15. We should interpret this statute in light of changing tort law to achieve its overall purpose. When faced with illogical and onerous results, stemming from ambiguous statutory language written in an era preceding comparative fault, we should not feel intimidated from reasonable efforts to mitigate such a result. See State ex rel. Helman v. Gallegos, 117 N.M. 346, 348, 871 P.2d 1352, 1354 (1994). We should interpret Section 52-5-17 in light of the equitable principles set forth in Montoya. Employer and Worker must share in the allocation of proceeds. Based on the foregoing analysis, I think that the WCJ correctly interpreted Section 52-5-17 and Montoya to require the equitable allocation of settlement proceeds between the City and Worker.

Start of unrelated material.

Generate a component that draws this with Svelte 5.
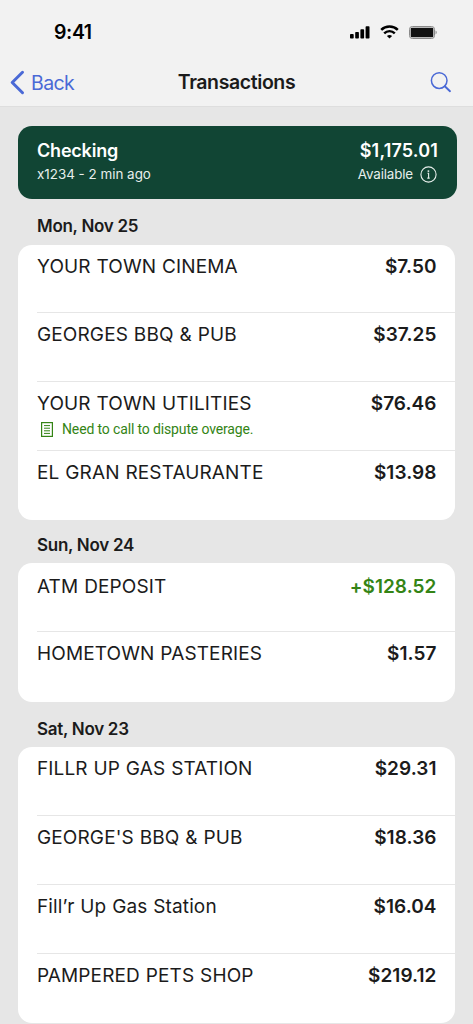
<script>
  const groups = [
    {
      date: 'Mon, Nov 25',
      items: [
        { name: 'YOUR TOWN CINEMA', amount: '$7.50' },
        { name: 'GEORGES BBQ & PUB', amount: '$37.25' },
        { name: 'YOUR TOWN UTILITIES', amount: '$76.46', note: 'Need to call to dispute overage.' },
        { name: 'EL GRAN RESTAURANTE', amount: '$13.98' }
      ]
    },
    {
      date: 'Sun, Nov 24',
      short: true,
      items: [
        { name: 'ATM DEPOSIT', amount: '+$128.52', credit: true },
        { name: 'HOMETOWN PASTERIES', amount: '$1.57' }
      ]
    },
    {
      date: 'Sat, Nov 23',
      items: [
        { name: 'FILLR UP GAS STATION', amount: '$29.31' },
        { name: "GEORGE'S BBQ & PUB", amount: '$18.36' },
        { name: 'Fill’r Up Gas Station', amount: '$16.04' },
        { name: 'PAMPERED PETS SHOP', amount: '$219.12' }
      ]
    }
  ];
</script>

<div class="screen">
  <header>
    <div class="status">
      <span class="time">9:41</span>
      <div class="status-icons">
        <svg width="20" height="13" viewBox="0 0 20 13" fill="#000" aria-hidden="true">
          <rect x="0" y="8" width="3.7" height="4.5" rx="0.8"/>
          <rect x="5.2" y="6" width="3.7" height="6.5" rx="0.8"/>
          <rect x="10.4" y="3.3" width="3.7" height="9.2" rx="0.8"/>
          <rect x="15.6" y="0.3" width="3.9" height="12.2" rx="0.8"/>
        </svg>
        <svg class="wifi" width="19" height="14" viewBox="0 0 19 14" fill="none" stroke="#000" aria-hidden="true">
          <path d="M1.2 4.9a11.8 11.8 0 0 1 16.6 0" stroke-width="2.5"/>
          <path d="M4.2 8.3a7.5 7.5 0 0 1 10.6 0" stroke-width="2.4"/>
          <path d="M6.9 11a4 4 0 0 1 5.2 0L9.5 13.6z" fill="#000" stroke="none"/>
        </svg>
        <svg width="28" height="13" viewBox="0 0 28 13" aria-hidden="true">
          <rect x="0.5" y="0.5" width="25" height="12" rx="2.8" fill="none" stroke="#8a8a8a"/>
          <rect x="1.7" y="1.7" width="22.6" height="9.6" rx="1.3" fill="#111"/>
          <path d="M26.6 4.6v3.8c1.4-.6 1.4-3.2 0-3.8z" fill="#777"/>
        </svg>
      </div>
    </div>
    <nav>
      <button class="back">
        <svg width="15" height="25" viewBox="0 0 15 25" fill="none" stroke="currentColor" stroke-width="3" stroke-linecap="round" stroke-linejoin="round" aria-hidden="true">
          <path d="M12.5 2.3 2.2 12.5 12.5 22.7"/>
        </svg>
        <span>Back</span>
      </button>
      <h1>Transactions</h1>
      <button class="search" aria-label="Search">
        <svg width="22" height="22" viewBox="0 0 22 22" fill="none" stroke="currentColor" stroke-width="1.5" stroke-linecap="round" aria-hidden="true">
          <circle cx="9.2" cy="9.6" r="7.8"/>
          <path d="m14.8 15.2 5.2 5" stroke-width="1.9"/>
        </svg>
      </button>
    </nav>
  </header>

  <main>
    <section class="account">
      <div>
        <div class="account-main">Checking</div>
        <div class="account-sub">x1234 - 2 min ago</div>
      </div>
      <div class="right">
        <div class="account-main balance">$1,175.01</div>
        <div class="account-sub available">
          <span>Available</span>
          <svg width="17" height="17" viewBox="0 0 17 17" fill="none" stroke="currentColor" aria-hidden="true">
            <circle cx="8.5" cy="8.5" r="7.6" stroke-width="1.1"/>
            <path d="M7.5 7.3h1.1v4.8M7.3 12.1h2.4" stroke-width="1.1"/>
            <circle cx="8.4" cy="5.1" r="0.95" fill="currentColor" stroke="none"/>
          </svg>
        </div>
      </div>
    </section>

    {#each groups as group}
      <section class="group" class:short={group.short}>
        <h2>{group.date}</h2>
        <ul>
          {#each group.items as item}
            <li>
              <div class="line">
                <span class="name">{item.name}</span>
                <span class="amount" class:credit={item.credit}>{item.amount}</span>
              </div>
              {#if item.note}
                <div class="note">
                  <svg width="12" height="15" viewBox="0 0 12 15" fill="none" stroke="currentColor" stroke-width="1.2" aria-hidden="true">
                    <rect x="0.6" y="0.6" width="10.8" height="13.8"/>
                    <path d="M3 3.6h6M3 6.2h6M3 8.8h6M3 11.4h6" stroke-width="1"/>
                  </svg>
                  <span>{item.note}</span>
                </div>
              {/if}
            </li>
          {/each}
        </ul>
      </section>
    {/each}
  </main>
</div>

<style>
  :global(body) {
    background: #e6e6e6;
  }

  .screen {
    height: 1024px;
    overflow: hidden;
    background: #e6e6e6;
    color: #1b1b1b;
    font-family: Inter, sans-serif;
  }

  header {
    box-sizing: border-box;
    height: 107px;
    background: #f2f2f2;
    border-bottom: 1px solid #dedede;
  }

  .status {
    display: flex;
    justify-content: space-between;
    align-items: center;
    height: 64px;
    padding: 0 36px 0 54px;
    color: #000;
  }

  .time {
    font-size: 19.5px;
    font-weight: 600;
    letter-spacing: -0.4px;
  }

  .status-icons {
    display: flex;
    align-items: center;
  }

  .wifi {
    margin: 0 10px;
  }

  nav {
    display: grid;
    grid-template-columns: 1fr auto 1fr;
    align-items: center;
    height: 36px;
    padding: 0 21px 0 10px;
  }

  button {
    display: flex;
    align-items: center;
    padding: 0;
    border: none;
    background: none;
    color: #4a69d6;
    font: inherit;
  }

  .back {
    gap: 6px;
    font-size: 19.5px;
    letter-spacing: -0.6px;
  }

  .back span {
    padding-top: 1px;
  }

  .search {
    justify-self: end;
  }

  h1 {
    margin: 0 0 1px 11px;
    font-size: 19.5px;
    font-weight: 600;
    letter-spacing: -0.4px;
  }

  main {
    padding: 19px 18px 0;
  }

  .account {
    display: flex;
    justify-content: space-between;
    box-sizing: border-box;
    width: 439px;
    height: 73px;
    margin-bottom: 1px;
    padding: 13px 18px 0 19px;
    border-radius: 14px;
    background: #114534;
    color: #fff;
  }

  .account-main {
    font-size: 18px;
    font-weight: 600;
    letter-spacing: -0.2px;
    line-height: 24px;
  }

  .balance {
    padding-right: 1px;
    letter-spacing: 0.15px;
    text-align: right;
  }

  .account-sub {
    font-size: 13.4px;
    line-height: 22px;
    color: #e8efec;
  }

  .available {
    display: flex;
    align-items: center;
    justify-content: flex-end;
    gap: 7px;
    padding-right: 2px;
    letter-spacing: -0.15px;
  }

  .group {
    width: 437px;
  }

  h2 {
    height: 45px;
    margin: 0;
    padding-left: 19px;
    font-size: 17px;
    font-weight: 600;
    letter-spacing: -0.28px;
    line-height: 53px;
  }

  .short h2 {
    height: 43px;
    line-height: 50px;
  }

  .group:last-child h2 {
    line-height: 54px;
  }

  ul {
    box-sizing: border-box;
    height: 275px;
    margin: 0;
    padding: 0 0 0 19px;
    border-radius: 14px;
    background: #fff;
    list-style: none;
  }

  .short ul {
    height: 139px;
  }

  .group:last-child ul {
    height: 276px;
  }

  li {
    box-sizing: border-box;
    height: 69px;
    padding: 9px 18.5px 0 0;
    border-bottom: 1px solid #e6e6e6;
  }

  .group:nth-child(2) li:first-child {
    height: 68px;
  }

  .short li:first-child {
    padding-top: 11px;
  }

  li:last-child {
    border-bottom: none;
  }

  .line {
    display: flex;
    justify-content: space-between;
    line-height: 26px;
  }

  .name {
    font-size: 19px;
    letter-spacing: 0.12px;
    word-spacing: 0.4px;
  }

  .amount {
    font-size: 19px;
    font-weight: 600;
    letter-spacing: 0.05px;
  }

  .credit {
    color: #348415;
  }

  .note {
    display: flex;
    align-items: center;
    gap: 9px;
    padding-left: 4px;
    color: #348415;
    font-family: Roboto, sans-serif;
    font-size: 14px;
    letter-spacing: -0.14px;
    line-height: 24px;
  }
</style>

16. After the fairness of the settlement amount was contested by Worker in her closing statement and in her requested findings of fact and conclusions of law, the WCJ determined total loss, including all claims for back wages, medical benefits, pain and suffering, and other tort damages. Comparing the actual settlement ($140,000) with the total loss ($367,000), the WCJ concluded that Worker was only compensated for 38% of her total damages. Then, following the analogy of equitable subrogation and White, the WCJ limited the City’s recovery to a 38% reimbursement from the tort settlement.
17. There are other equitable ways of apportioning risk and reward. The WCJ could have determined the percentages of fault in the third party and Worker and limited the City’s reimbursement to that percentage representing third-party responsibility for Worker’s damages. Under Montoya, the WCJ is already required to make these assessments in determining whether a third-party settlement is a reasonable compromise of the third-party liability. This method has much to commend it.

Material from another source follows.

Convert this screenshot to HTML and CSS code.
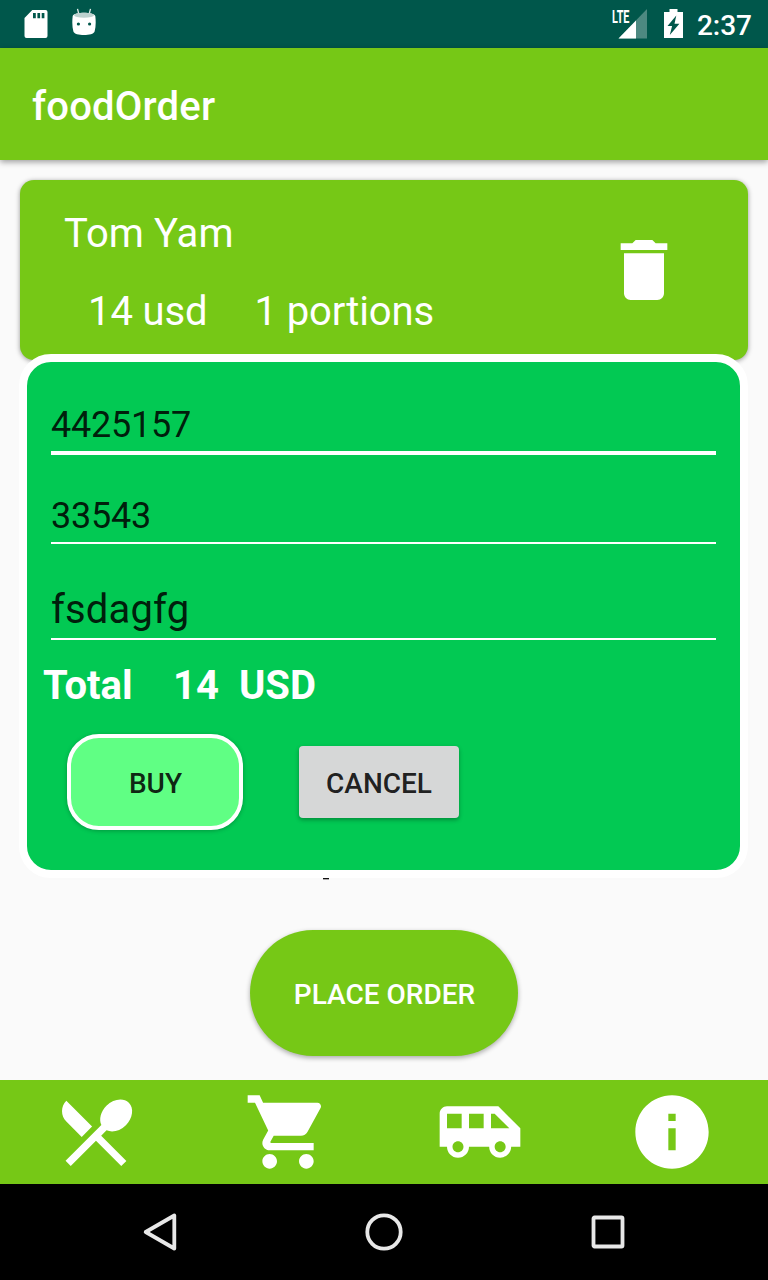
FILE: index.html
```html
<!DOCTYPE html>
<html lang="en">
<head>
<meta charset="utf-8">
<title>foodOrder</title>
<link rel="stylesheet" href="styles.css">
</head>
<body>
<div class="screen">
  <header class="status">
    <div class="status-left">
      <svg width="24" height="28" viewBox="0 0 24 28"><path fill="#fff" fill-rule="evenodd" d="M8.300 0H21.500a2 2 0 0 1 2 2V26a2 2 0 0 1-2 2H2.500a2 2 0 0 1-2-2V8zM9 3v5.200h2.800V3zM13.400 3v5.200h2.700V3zM17.700 3v5.200h2.700V3z"/></svg>
      <svg width="24" height="28" viewBox="0 0 24 28"><path d="M6.700 5.500L5.500 .8M17.300 5.500L18.500 .8" stroke="#dfeae8" stroke-width="1.300" fill="none"/><path fill="#fff" d="M.7 8C2 3.800 22 3.800 23.300 8c.7 6 .5 11-.7 15.500C21.500 28.200 2.500 28.200 1.400 23.500.2 19 0 14 .7 8z"/><ellipse cx="12" cy="7.200" rx="10" ry="2.500" fill="#bdd2cf"/><circle cx="6.400" cy="16" r="1.600" fill="#00574b"/><circle cx="17.600" cy="16" r="1.600" fill="#00574b"/></svg>
    </div>
    <div class="status-right">
      <div class="signal">
        <svg width="30" height="30" viewBox="0 0 30 30"><path d="M30 0V29.500H1.500z" fill="#4d8981"/><path d="M19 11.600V29.500H1.500z" fill="#fff"/></svg>
        <span class="lte">LTE</span>
      </div>
      <svg class="battery" width="19" height="29" viewBox="0 0 19 29"><path fill="#fff" fill-rule="evenodd" d="M5.500 0h8v3H19v26H0V3h5.500zM12.300 6.500L3.500 17h4.600l-2.300 9 9.600-11.300h-4.900z"/></svg>
      <span class="clock">2:37</span>
    </div>
  </header>
  <header class="appbar"><h1 class="title">foodOrder</h1></header>

  <main class="content">
    <section class="card">
      <div class="card-info">
        <p class="dish">Tom Yam</p>
        <p class="details"><span>14 usd</span><span>1 portions</span></p>
      </div>
      <svg class="trash" width="80" height="80" viewBox="0 0 24 24"><path fill="#fff" d="M6 19c0 1.100.9 2 2 2h8c1.100 0 2-.9 2-2V7H6v12zM19 4h-3.500l-1-1h-5l-1 1H5v2h14V4z"/></svg>
    </section>
    <button class="place">PLACE ORDER</button>
    <span class="hidden-total"></span>
    <form class="dialog">
      <div class="field focused">4425157</div>
      <div class="field">33543</div>
      <div class="field address">fsdagfg</div>
      <div class="total"><span class="t-label">Total</span><span class="t-sum">14</span><span>USD</span></div>
      <div class="actions">
        <button type="button" class="buy">BUY</button>
        <button type="button" class="cancel">CANCEL</button>
      </div>
    </form>
  </main>

  <nav class="tabs">
    <svg viewBox="0 0 24 24"><path d="M8.100 13.340l2.830-2.830L3.910 3.500c-1.560 1.560-1.560 4.090 0 5.660l4.190 4.180zm6.780-1.810c1.530.71 3.680.21 5.270-1.380 1.910-1.910 2.280-4.650.81-6.120-1.460-1.460-4.200-1.100-6.120.81-1.590 1.590-2.090 3.740-1.380 5.270L3.700 19.870l1.410 1.410L12 14.410l6.880 6.880 1.410-1.410L13.410 13l1.470-1.470z"/></svg>
    <svg viewBox="0 0 24 24"><path d="M7 18c-1.100 0-1.990.9-1.990 2S5.900 22 7 22s2-.9 2-2-.9-2-2-2zM1 2v2h2l3.600 7.590-1.350 2.450c-.16.28-.25.61-.25.96 0 1.100.9 2 2 2h12v-2H7.420c-.14 0-.25-.11-.25-.25l.03-.12.9-1.630h7.450c.75 0 1.410-.41 1.750-1.030l3.580-6.490c.08-.14.12-.31.12-.48 0-.55-.45-1-1-1H5.210l-.94-2H1zm16 16c-1.100 0-1.990.9-1.990 2s.89 2 1.990 2 2-.9 2-2-.9-2-2-2z"/></svg>
    <svg viewBox="0 0 24 24"><path d="M17 5H3c-1.100 0-2 .89-2 2v9h2c0 1.650 1.340 3 3 3s3-1.350 3-3h5.500c0 1.650 1.340 3 3 3s3-1.350 3-3H23v-5l-6-6zM3 11V7h4v4H3zm3 6.500c-.83 0-1.500-.67-1.500-1.500s.67-1.500 1.500-1.500 1.500.67 1.500 1.500-.67 1.500-1.500 1.500zm7-6.500H9V7h4v4zm4.500 6.500c-.83 0-1.500-.67-1.500-1.500s.67-1.500 1.500-1.500 1.500.67 1.500 1.500-.67 1.500-1.500 1.500zM15 11V7h1l4 4h-5z"/></svg>
    <svg viewBox="0 0 24 24"><path d="M12 2C6.480 2 2 6.480 2 12s4.480 10 10 10 10-4.480 10-10S17.520 2 12 2zm1 15h-2v-6h2v6zm0-8h-2V7h2v2z"/></svg>
  </nav>
  <footer class="sysnav">
    <svg viewBox="0 0 48 48"><path d="M38.300 7.500V40.500L9.700 24z"/></svg>
    <svg viewBox="0 0 48 48"><circle cx="24" cy="24" r="16.700"/></svg>
    <svg viewBox="0 0 48 48"><rect x="9.500" y="9.500" width="29" height="29" rx="1"/></svg>
  </footer>
</div>
</body>
</html>
```
FILE: styles.css
```css
* { box-sizing: border-box; }
body, h1, p { margin: 0; }
body { font-family: Roboto, sans-serif; background: #fafafa; }
svg { display: block; flex: none; }
button { font: 500 28px/32px Roboto, sans-serif; padding: 0; border: 0; }

.screen { width: 768px; height: 1280px; display: flex; flex-direction: column; overflow: hidden; }

.status { height: 48px; background: #00574b; display: flex; justify-content: space-between; padding: 0 16px 0 24px; }
.status-left { display: flex; gap: 24px; padding-top: 10px; }
.status-left svg + svg { margin-top: -2px; }
.status-right { display: flex; align-items: flex-start; color: #fff; }
.signal { position: relative; padding-top: 9px; margin-right: 17px; }
.lte { position: absolute; left: -5px; top: 8px; font: 700 18px/18px Roboto, sans-serif; transform: scaleX(.6); transform-origin: 0 0; }
.battery { margin: 9px 14px 0 0; }
.clock { font-size: 28px; line-height: 32px; font-weight: 500; padding-top: 10px; }

.appbar { height: 112px; background: #76c816; display: flex; align-items: center; padding: 6px 32px 0; box-shadow: 0 2px 6px rgba(0,0,0,.38); z-index: 1; flex: none; }
.title { font-size: 40px; line-height: 48px; font-weight: 500; letter-spacing: .2px; color: #fff; }

.content { height: 920px; position: relative; padding: 20px 20px 24px; display: flex; flex-direction: column; align-items: center; justify-content: space-between; }
.card { width: 728px; height: 180px; border-radius: 14px; background: #76c816; box-shadow: 0 1px 5px rgba(0,0,0,.4); display: flex; justify-content: space-between; padding: 30px 64px 0 44px; color: #fff; font-size: 40px; line-height: 48px; letter-spacing: .05px; }
.details { display: flex; gap: 48px; padding: 30px 0 0 24px; letter-spacing: -.1px; }
.details span + span { margin-left: -1px; }
.trash { margin-top: 20px; }
.place { width: 268px; height: 126px; border-radius: 63px; background: #76c816; color: #fff; padding: 3px 0 0 1px; box-shadow: 0 2px 5px rgba(0,0,0,.32); }
.hidden-total { position: absolute; left: 323px; top: 718px; width: 6px; height: 2px; background: linear-gradient(#111 50%, #aaa 50%); }

.dialog { position: absolute; left: 19px; top: 194px; width: 729px; height: 524px; border: 8px solid #fff; border-radius: 32px; background: #02c953; }
.field { margin: 0 24px; height: 89px; display: flex; align-items: flex-end; font-size: 36px; line-height: 44px; letter-spacing: -.25px; color: rgba(0,0,0,.87); padding-bottom: 4px; border-bottom: 2px solid #fff; }
.focused { height: 93px; border-bottom-width: 4px; }
.address { height: 96px; font-size: 40px; line-height: 48px; letter-spacing: .15px; padding-bottom: 4px; }
.total { display: flex; padding: 22px 16px 0; font-size: 40px; line-height: 48px; font-weight: 700; color: #fff; }
.t-label { width: 130px; }
.t-sum { width: 66px; }
.actions { display: flex; align-items: center; gap: 56px; padding: 24px 40px 0; }
.actions button { color: rgba(0,0,0,.87); padding-top: 3px; }
.actions .buy { width: 176px; height: 96px; background: #60ff84; border: 4px solid #fff; border-radius: 32px; padding-left: 1px; box-shadow: 0 1px 4px rgba(0,0,0,.25); }
.cancel { width: 160px; height: 72px; background: #d6d7d7; border-radius: 4px; box-shadow: 0 2px 4px rgba(0,0,0,.3); }

.tabs { height: 104px; background: #76c816; display: grid; grid-template-columns: repeat(4, 1fr); place-items: center; }
.tabs svg { width: 88px; height: 88px; fill: #fff; }
.sysnav { height: 96px; background: #000; display: flex; align-items: center; justify-content: space-between; padding: 0 136px; }
.sysnav svg { width: 48px; height: 48px; fill: none; stroke: #e8e8e8; stroke-width: 3.800; stroke-linejoin: round; }
```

18. However, the particular method of equitable allocation is less important than its exercise. In my view, that task should be left to the WCJ, subject to this Court’s review. Montoya does not dictate the choice; Montoya dictates that there be a choice. I would affirm the WCJ for the manner in which he made that choice, seeking to bring sense and harmony to a chaotic situation.
19. For the foregoing reasons, being in the minority on this issue, I respectfully dissent.
. Taking judicial notice of this Court's own files, it is noteworthy that at the time Ms. Montoya settled with the third party for only $7500, she had received $88,000 in compensation benefits. The low settlement eliminated any realistic hope of reimbursement for those benefits.
. There is an indication in the record that Worker may have received almost $149,000 by July 9, 1995, based on an ongoing order of temporary total disability benefits dating from July 9, 1987. This includes $24,969.13 in medical expenses paid by Employer. The compensation order awarded temporary total disability until further order of the court and nothing in the record or the briefs indicates that the compensation order has been modified or superseded. However, there is another reference in the record that the claim is for $52,163. Either way, the majority opinion will leave Worker with little or nothing for having undertaken the risk and the labor of the third-party tort litigation.